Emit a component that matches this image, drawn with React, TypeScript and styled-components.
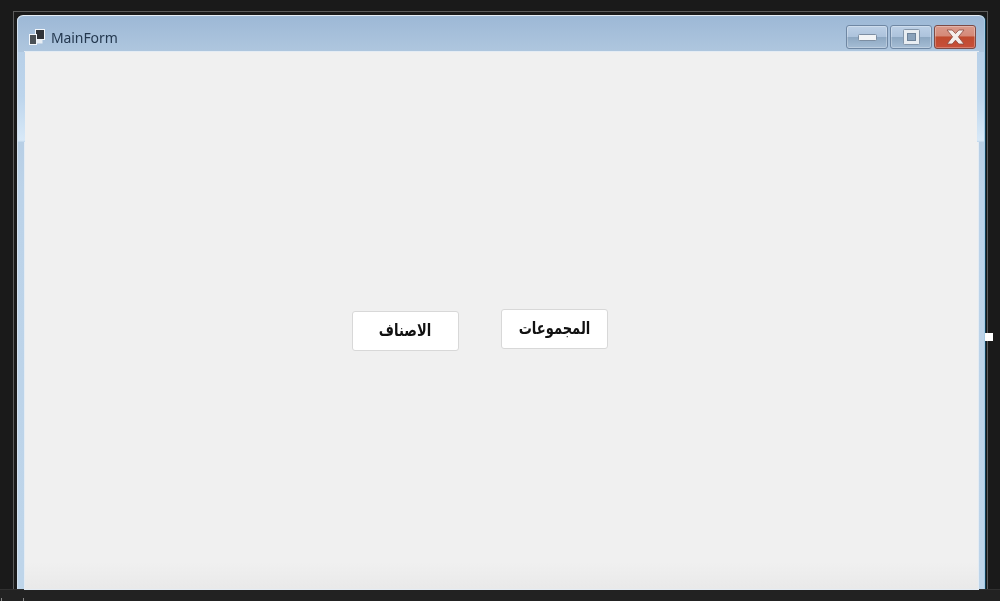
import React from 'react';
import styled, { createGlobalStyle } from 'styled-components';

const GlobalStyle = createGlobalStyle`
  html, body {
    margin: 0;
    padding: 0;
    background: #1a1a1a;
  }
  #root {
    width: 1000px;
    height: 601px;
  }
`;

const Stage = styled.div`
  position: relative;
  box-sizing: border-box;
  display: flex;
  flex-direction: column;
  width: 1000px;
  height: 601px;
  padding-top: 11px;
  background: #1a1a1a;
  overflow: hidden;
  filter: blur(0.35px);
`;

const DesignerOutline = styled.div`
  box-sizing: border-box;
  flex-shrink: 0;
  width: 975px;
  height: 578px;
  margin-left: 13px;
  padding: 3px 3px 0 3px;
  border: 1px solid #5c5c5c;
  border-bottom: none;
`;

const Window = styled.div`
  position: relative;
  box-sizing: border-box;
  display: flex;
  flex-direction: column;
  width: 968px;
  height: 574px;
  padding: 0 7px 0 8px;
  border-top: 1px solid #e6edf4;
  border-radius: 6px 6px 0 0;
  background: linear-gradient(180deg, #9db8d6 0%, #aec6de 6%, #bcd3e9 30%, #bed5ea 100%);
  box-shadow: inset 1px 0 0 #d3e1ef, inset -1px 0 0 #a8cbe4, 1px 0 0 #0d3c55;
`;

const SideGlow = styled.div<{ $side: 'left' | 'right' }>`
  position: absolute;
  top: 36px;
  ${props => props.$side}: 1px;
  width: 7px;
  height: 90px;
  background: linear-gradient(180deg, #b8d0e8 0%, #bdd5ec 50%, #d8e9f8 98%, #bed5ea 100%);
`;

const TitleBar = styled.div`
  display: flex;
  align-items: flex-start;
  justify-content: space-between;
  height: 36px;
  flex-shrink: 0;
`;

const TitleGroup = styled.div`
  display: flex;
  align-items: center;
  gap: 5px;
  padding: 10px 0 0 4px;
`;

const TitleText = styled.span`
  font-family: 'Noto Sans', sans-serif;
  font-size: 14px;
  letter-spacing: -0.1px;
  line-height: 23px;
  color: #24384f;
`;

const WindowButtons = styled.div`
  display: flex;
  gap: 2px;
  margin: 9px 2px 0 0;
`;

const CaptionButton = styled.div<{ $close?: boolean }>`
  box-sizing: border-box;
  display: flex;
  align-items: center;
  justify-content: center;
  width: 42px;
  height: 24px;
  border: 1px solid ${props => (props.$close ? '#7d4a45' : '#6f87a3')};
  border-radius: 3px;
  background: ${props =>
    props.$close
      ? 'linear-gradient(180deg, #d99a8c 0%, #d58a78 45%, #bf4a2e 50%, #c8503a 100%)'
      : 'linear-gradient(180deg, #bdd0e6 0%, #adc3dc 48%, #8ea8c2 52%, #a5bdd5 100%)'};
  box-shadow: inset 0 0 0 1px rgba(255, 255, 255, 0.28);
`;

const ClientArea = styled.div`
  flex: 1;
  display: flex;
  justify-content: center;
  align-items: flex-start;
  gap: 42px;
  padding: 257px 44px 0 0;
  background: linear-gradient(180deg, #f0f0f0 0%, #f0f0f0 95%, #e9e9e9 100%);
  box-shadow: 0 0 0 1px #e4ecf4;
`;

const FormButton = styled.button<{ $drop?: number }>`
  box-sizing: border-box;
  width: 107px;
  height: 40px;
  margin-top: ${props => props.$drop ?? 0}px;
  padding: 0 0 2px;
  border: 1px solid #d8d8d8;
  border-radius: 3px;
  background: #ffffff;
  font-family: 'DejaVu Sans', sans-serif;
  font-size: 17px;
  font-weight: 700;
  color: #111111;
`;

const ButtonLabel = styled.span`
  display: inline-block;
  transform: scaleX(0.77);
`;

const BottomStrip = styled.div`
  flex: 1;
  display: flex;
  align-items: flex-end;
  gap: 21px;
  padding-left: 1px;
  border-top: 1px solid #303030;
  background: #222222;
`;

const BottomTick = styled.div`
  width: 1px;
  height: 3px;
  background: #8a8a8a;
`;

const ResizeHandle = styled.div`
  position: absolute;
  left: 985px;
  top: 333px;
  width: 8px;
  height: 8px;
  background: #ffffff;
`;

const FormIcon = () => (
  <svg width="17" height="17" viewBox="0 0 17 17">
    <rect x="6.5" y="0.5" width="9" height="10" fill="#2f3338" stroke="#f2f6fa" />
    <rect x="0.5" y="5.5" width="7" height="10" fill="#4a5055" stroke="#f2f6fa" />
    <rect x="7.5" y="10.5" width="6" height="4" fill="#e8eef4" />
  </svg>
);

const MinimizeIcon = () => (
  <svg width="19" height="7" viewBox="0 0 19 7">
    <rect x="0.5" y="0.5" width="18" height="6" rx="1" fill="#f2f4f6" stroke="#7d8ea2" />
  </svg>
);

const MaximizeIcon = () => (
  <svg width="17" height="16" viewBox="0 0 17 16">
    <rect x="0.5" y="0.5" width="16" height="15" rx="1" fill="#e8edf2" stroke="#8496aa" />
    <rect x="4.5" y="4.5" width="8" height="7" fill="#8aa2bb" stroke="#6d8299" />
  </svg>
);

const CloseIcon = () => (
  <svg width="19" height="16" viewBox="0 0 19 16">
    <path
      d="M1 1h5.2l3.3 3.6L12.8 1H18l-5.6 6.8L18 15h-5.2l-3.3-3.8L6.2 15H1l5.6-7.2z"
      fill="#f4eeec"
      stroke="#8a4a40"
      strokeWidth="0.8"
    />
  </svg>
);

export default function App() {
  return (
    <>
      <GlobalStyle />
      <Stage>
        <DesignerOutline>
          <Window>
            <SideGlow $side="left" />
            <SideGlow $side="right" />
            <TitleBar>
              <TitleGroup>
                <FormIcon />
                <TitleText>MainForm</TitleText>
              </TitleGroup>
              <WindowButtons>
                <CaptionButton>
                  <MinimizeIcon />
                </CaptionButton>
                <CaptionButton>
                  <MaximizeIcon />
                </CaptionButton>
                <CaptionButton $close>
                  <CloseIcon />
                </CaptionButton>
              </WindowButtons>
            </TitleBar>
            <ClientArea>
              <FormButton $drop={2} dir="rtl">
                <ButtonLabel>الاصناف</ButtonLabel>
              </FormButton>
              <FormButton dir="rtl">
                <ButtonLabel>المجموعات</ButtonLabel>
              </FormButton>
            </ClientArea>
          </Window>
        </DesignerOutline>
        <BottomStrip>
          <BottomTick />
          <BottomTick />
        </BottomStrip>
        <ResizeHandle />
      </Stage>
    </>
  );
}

━━━━━━

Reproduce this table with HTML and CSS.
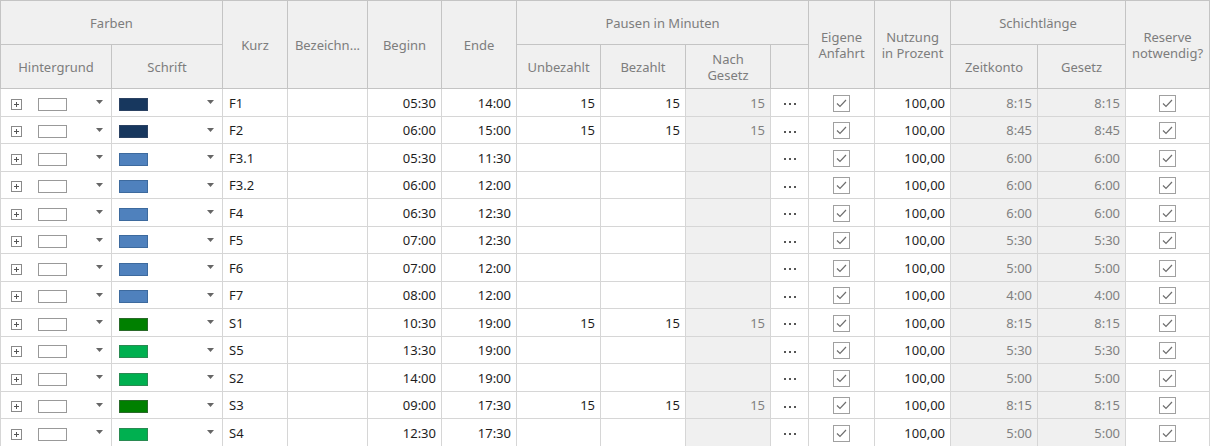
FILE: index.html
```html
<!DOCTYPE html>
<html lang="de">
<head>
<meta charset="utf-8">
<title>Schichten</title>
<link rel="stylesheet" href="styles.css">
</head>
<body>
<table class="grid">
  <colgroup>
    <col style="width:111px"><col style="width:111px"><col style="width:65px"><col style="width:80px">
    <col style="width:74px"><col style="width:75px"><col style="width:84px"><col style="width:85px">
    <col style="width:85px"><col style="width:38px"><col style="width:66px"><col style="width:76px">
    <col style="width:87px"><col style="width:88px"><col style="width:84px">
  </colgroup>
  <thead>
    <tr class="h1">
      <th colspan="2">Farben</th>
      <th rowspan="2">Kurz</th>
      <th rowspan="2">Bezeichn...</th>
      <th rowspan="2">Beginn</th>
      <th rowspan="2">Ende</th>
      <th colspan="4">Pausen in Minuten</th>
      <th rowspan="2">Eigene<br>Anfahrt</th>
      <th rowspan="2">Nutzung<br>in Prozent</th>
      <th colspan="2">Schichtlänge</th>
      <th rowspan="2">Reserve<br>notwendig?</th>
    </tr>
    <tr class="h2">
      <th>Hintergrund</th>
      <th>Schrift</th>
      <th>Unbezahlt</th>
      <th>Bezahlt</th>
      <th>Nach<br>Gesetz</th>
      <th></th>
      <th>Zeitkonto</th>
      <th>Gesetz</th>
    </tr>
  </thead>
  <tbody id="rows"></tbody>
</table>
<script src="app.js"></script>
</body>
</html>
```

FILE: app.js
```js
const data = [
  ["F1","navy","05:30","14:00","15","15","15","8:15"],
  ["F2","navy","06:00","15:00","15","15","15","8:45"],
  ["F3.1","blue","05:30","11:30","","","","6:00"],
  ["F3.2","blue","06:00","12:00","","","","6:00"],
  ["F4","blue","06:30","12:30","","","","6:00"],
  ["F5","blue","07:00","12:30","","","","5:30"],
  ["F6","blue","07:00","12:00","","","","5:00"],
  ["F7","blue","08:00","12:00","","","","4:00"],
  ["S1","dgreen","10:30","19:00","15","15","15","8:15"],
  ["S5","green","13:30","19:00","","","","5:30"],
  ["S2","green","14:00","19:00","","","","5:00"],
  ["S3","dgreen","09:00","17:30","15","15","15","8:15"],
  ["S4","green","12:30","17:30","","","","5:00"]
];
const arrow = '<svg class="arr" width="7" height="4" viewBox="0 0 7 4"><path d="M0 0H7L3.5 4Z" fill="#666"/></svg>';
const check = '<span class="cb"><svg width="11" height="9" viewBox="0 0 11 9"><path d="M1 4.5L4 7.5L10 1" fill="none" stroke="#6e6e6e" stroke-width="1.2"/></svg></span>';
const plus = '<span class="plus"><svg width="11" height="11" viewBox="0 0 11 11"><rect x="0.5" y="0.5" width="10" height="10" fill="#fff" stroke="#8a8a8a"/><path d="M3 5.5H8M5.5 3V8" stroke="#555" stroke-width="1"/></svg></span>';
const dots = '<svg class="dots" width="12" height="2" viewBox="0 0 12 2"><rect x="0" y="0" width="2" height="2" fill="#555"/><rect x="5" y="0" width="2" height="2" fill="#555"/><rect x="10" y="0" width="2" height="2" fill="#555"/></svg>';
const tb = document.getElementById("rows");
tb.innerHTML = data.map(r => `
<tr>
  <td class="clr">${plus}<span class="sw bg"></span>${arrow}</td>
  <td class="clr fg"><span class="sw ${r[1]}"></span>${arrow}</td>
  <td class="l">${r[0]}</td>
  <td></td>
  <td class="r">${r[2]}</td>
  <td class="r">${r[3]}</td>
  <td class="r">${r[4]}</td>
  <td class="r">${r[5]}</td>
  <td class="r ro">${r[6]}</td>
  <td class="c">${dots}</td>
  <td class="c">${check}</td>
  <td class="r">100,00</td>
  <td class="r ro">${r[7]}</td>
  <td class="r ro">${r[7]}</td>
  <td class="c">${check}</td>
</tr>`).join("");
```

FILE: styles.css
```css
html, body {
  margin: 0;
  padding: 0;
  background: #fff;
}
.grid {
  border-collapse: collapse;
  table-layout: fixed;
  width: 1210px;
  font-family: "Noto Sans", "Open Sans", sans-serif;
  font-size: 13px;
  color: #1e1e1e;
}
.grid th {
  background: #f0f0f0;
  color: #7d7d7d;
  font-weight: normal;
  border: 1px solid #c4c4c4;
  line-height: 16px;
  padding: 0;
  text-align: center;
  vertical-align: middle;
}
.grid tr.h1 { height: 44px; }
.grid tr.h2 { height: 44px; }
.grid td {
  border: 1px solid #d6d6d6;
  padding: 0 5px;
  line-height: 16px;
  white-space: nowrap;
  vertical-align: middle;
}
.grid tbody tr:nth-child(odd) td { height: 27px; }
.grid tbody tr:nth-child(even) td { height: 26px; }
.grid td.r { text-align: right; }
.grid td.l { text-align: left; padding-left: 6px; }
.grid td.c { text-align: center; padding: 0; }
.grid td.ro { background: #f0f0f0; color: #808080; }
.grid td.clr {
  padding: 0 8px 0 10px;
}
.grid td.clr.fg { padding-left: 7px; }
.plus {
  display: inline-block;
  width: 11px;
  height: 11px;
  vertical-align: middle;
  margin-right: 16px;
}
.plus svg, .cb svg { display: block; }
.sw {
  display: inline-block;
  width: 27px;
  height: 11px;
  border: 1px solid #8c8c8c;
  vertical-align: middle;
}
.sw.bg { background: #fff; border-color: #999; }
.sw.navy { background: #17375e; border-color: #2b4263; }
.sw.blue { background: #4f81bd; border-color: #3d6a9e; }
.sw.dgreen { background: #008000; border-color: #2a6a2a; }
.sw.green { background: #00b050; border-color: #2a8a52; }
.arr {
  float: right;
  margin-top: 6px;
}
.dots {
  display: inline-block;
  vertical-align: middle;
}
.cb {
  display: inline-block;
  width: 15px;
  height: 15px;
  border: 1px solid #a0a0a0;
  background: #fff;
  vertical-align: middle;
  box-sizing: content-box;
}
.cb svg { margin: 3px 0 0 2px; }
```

━━━━━━

• REQUIRED TASK: Show every line from the listing above in which the string "with" appears.

• WRITTEN ANSWER:
Emit a component that matches this image, drawn with React, TypeScript and styled-components.
Reproduce this table with HTML and CSS.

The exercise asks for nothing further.